Do kitchen windows have to match the scale of the room?

14 years ago

I love the look of one wall having no uppers and being a bank of windows, usually above the sink.

It's possible to have that in my kitchen to an extent. The window would only be 7'on a 13 foot wall, flanked on one side by the fridge and the other by the end of a cabinet run.

However, my cab guy says the window is too big for my 13 x 19 kitchen, and it needs to be 5' and flanked by 18" glass-cab uppers. He says that it would look out of scale and not good to have a 7' window in my kitchen. At least he isn't arguing with me about running it down the counter and bumping it out!

He has 2 arguments that are good ones and so I will concede to his way (those uppers are necessary to better transition the fridge edge to the window, and I need the storage there as it's close to the DW).
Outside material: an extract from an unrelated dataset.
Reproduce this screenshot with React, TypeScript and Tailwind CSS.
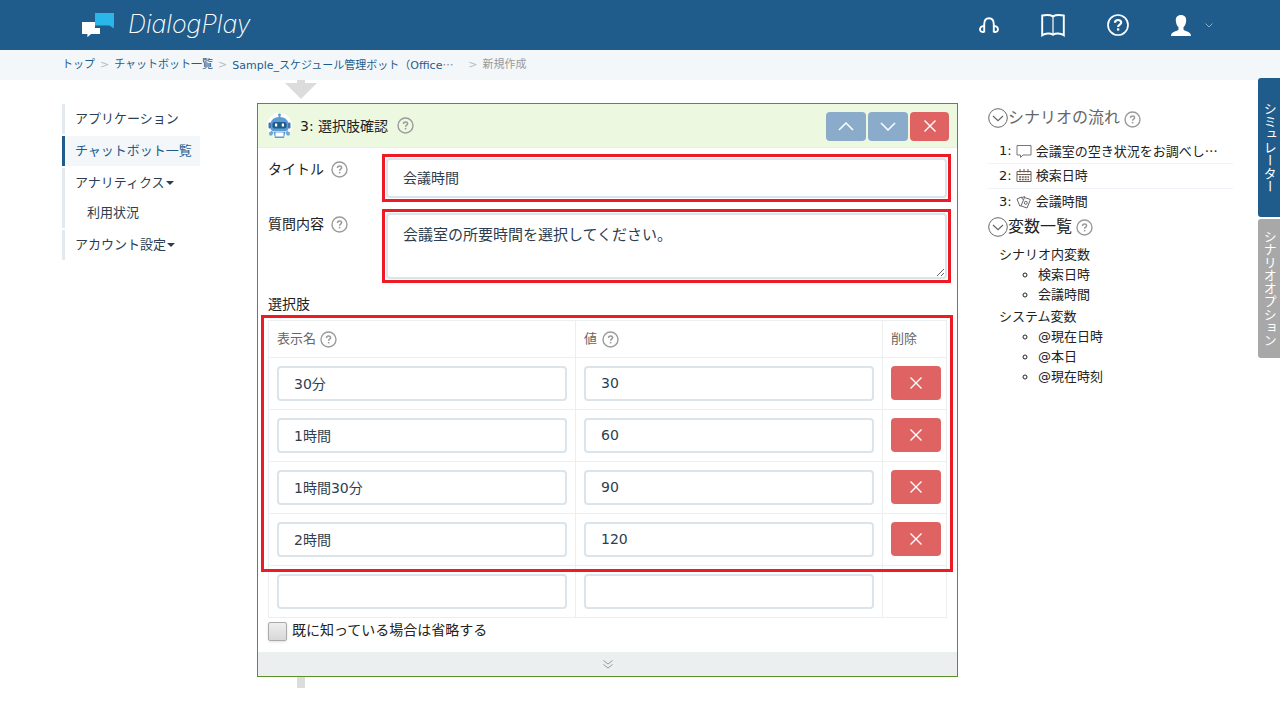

However, it then steers my kitchen toward being one of wrap around uppers, a look I don't prefer.

However, is he right that you have to have a large kitchen to pull off large banks of windows or at least one wall of windows?

Is it really possible for a kitchen to be too small to have a large window?

When I showed him about 10 photos of kitchens with at least 8' spans of window, he said, "yeah, but look at how large those kitchens are - they look appropriate to scale in there."

I wonder though if "scale" may be subjective, and that's his personal preference, or that he simply isn't aware of the trend of forgoing uppers for other elements such as windows. I love windows so "too many windows" is like "too much money" IMO. What's the real deal here?